I've written my solutions to these after some whitespace at the end of 
this
message.

Cheers,
Dave










































# Deaf Grandma
input = gets.chomp
until input == "BYE"
  if input == input.upcase
    puts "NO, NOT SINCE " + (1930 + rand(21)).to_s + "!"
  else
    puts "HUH!? SPEAK UP, SONNY!"
  end
  input = gets.chomp
end
puts "BYE, BYE"

# Extra Deaf Grandma
byes = 0
input = gets.chomp
until byes == 3
  if input == "BYE"
    byes = byes + 1
  else
    byes = 0
  end
  if input == input.upcase
    puts "NO, NOT SINCE " + (1930 + rand(21)).to_s + "!"
  else
    puts "HUH!? SPEAK UP, SONNY!"
  end
  input = gets.chomp
end
puts "BYE, BYE"

Jan_K wrote:

> Does anyone know where I can find the solutions to the exercises in
> this book:
> 
> http://pine.fm/LearnToProgram/
> 
> 
> I'm stuck in "Flow Control" chapter, specificailly the "Extend Deaf
> Grandma" exercise.

  I'm stuck trying to do the part to make it do '99 bottles of beer on 
the
wall' song. I get started in what I hope will work and next thing I know 
I
have way too many variables and nothing makes sense. I even did 
something
that made it loop the integer 0. I had to Ctrl-c on that one. <sigh>

  Here's what I quit trying at, because no matter how many breaks I took 
or
whatever, it just wasn't making any sense. :


puts '99 bottles of beer on the wall, 99 bottles of beer,'
'take one down, pass it around,'
'98 bottles of beer on the wall!'
song = '99 bottles of beer on the wall, 99 bottles of beer,
take one down, pass it around,'
song = 99
song2 = '98 bottles of beer on the wall!'
song2 = 99 - 1
last = '1 bottle of beer on the wall'
last = 1

if song2 == last
        puts 'Yay!'
else
        if song2 - 1
        puts
        while   song == 1
        end
endputs '99 bottles of beer on the wall, 99 bottles of beer,'
'take one down, pass it around,'
'98 bottles of beer on the wall!'
song = '99 bottles of beer on the wall, 99 bottles of beer,
take one down, pass it around,'
song = 99
song2 = '98 bottles of beer on the wall!'
song2 = 99 - 1
last = '1 bottle of beer on the wall'
last = 1
if song2 == last
        puts 'Yay!'
else
        if song2 - 1
        puts
        while   song == 1
        end
end


  I too wish the author had put examples, say on some pages in the back 
or
something.

JB wrote:
>  I'm stuck trying to do the part to make it do '99 bottles of beer on the
> wall' song. I get started in what I hope will work and next thing I know I
> have way too many variables and nothing makes sense. I even did something
> that made it loop the integer 0. I had to Ctrl-c on that one. <sigh>
>
>  Here's what I quit trying at, because no matter how many breaks I took or
> whatever, it just wasn't making any sense. :
> ...
>  I too wish the author had put examples, say on some pages in the back or
> something.

But if you ask this group, you can get interactive answers!

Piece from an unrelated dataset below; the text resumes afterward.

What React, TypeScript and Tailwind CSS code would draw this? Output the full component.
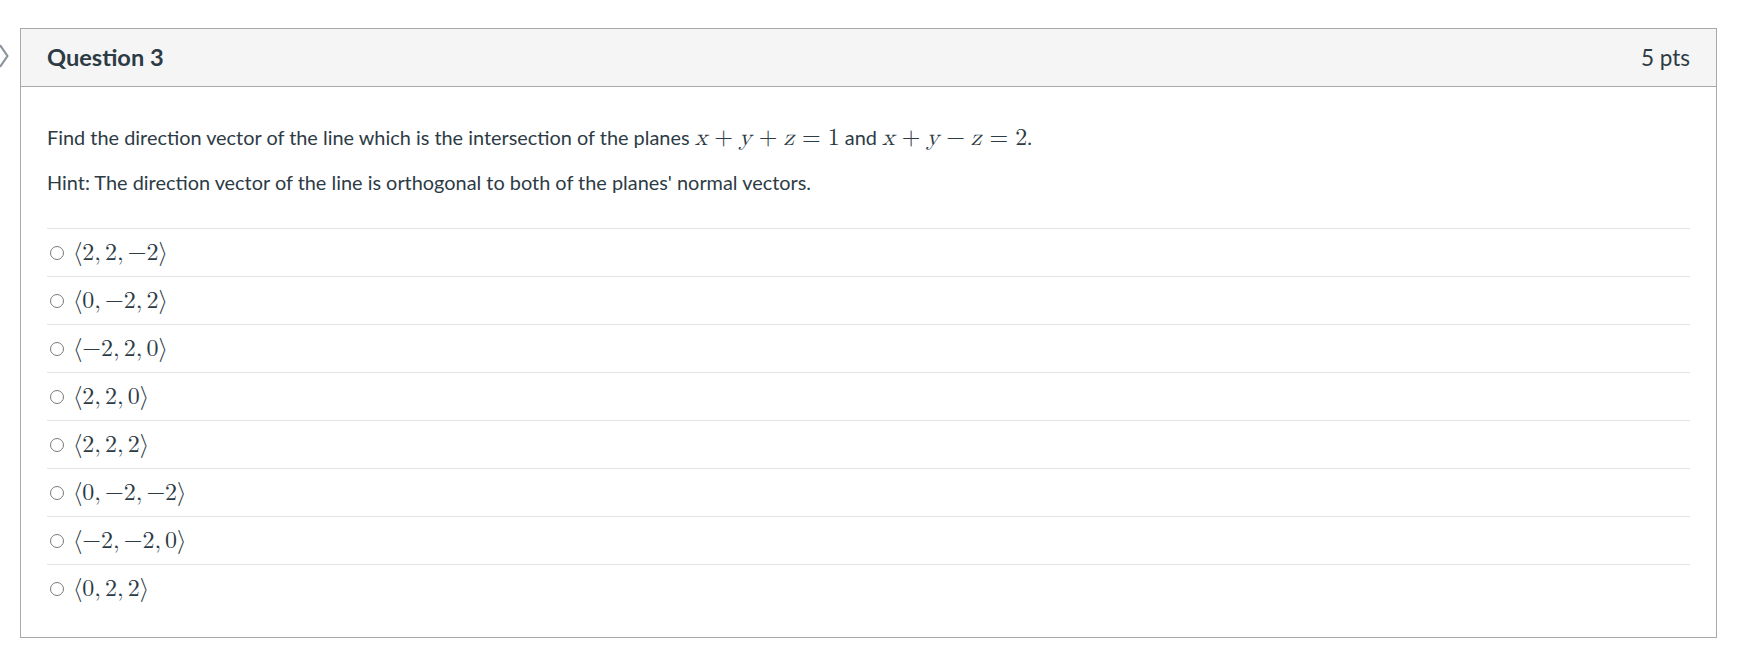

Let's start again with that one. We need a loop counting down from 99. 
So
first, we need a counter.

beer = 99

Now, we need to count it down.

beer = beer - 1

But we need to do that repeatedly - it goes in a loop.

beer = 99
while (something to end the loop?)
  beer = beer - 1
end

How long should we keep looping? We don't want to go past zero. In other
words, we loop while our counter is zero or more.

beer = 99
while beer >= 0
  beer = beer - 1
end

OK, now we've got the basic structure of the program - one loop, beer 
starts
at 99, and decreases until it gets to 0. But there's no output yet.

See how you go putting some flesh on that skeleton, JB - post back when
you're done. (I found learning to program it was better to write than 
read,
so put aside Herr Froelich's solution and make your own!)

Cheers,
Dave

On Thu, 30 Mar 2006 22:53:30 GMT, "Dave Burt" <dave@burt.id.au> wrote:

You're right, I didn't implement one of the features after reading the
exercise instructions again. Oh well. I'll do it tomorrow.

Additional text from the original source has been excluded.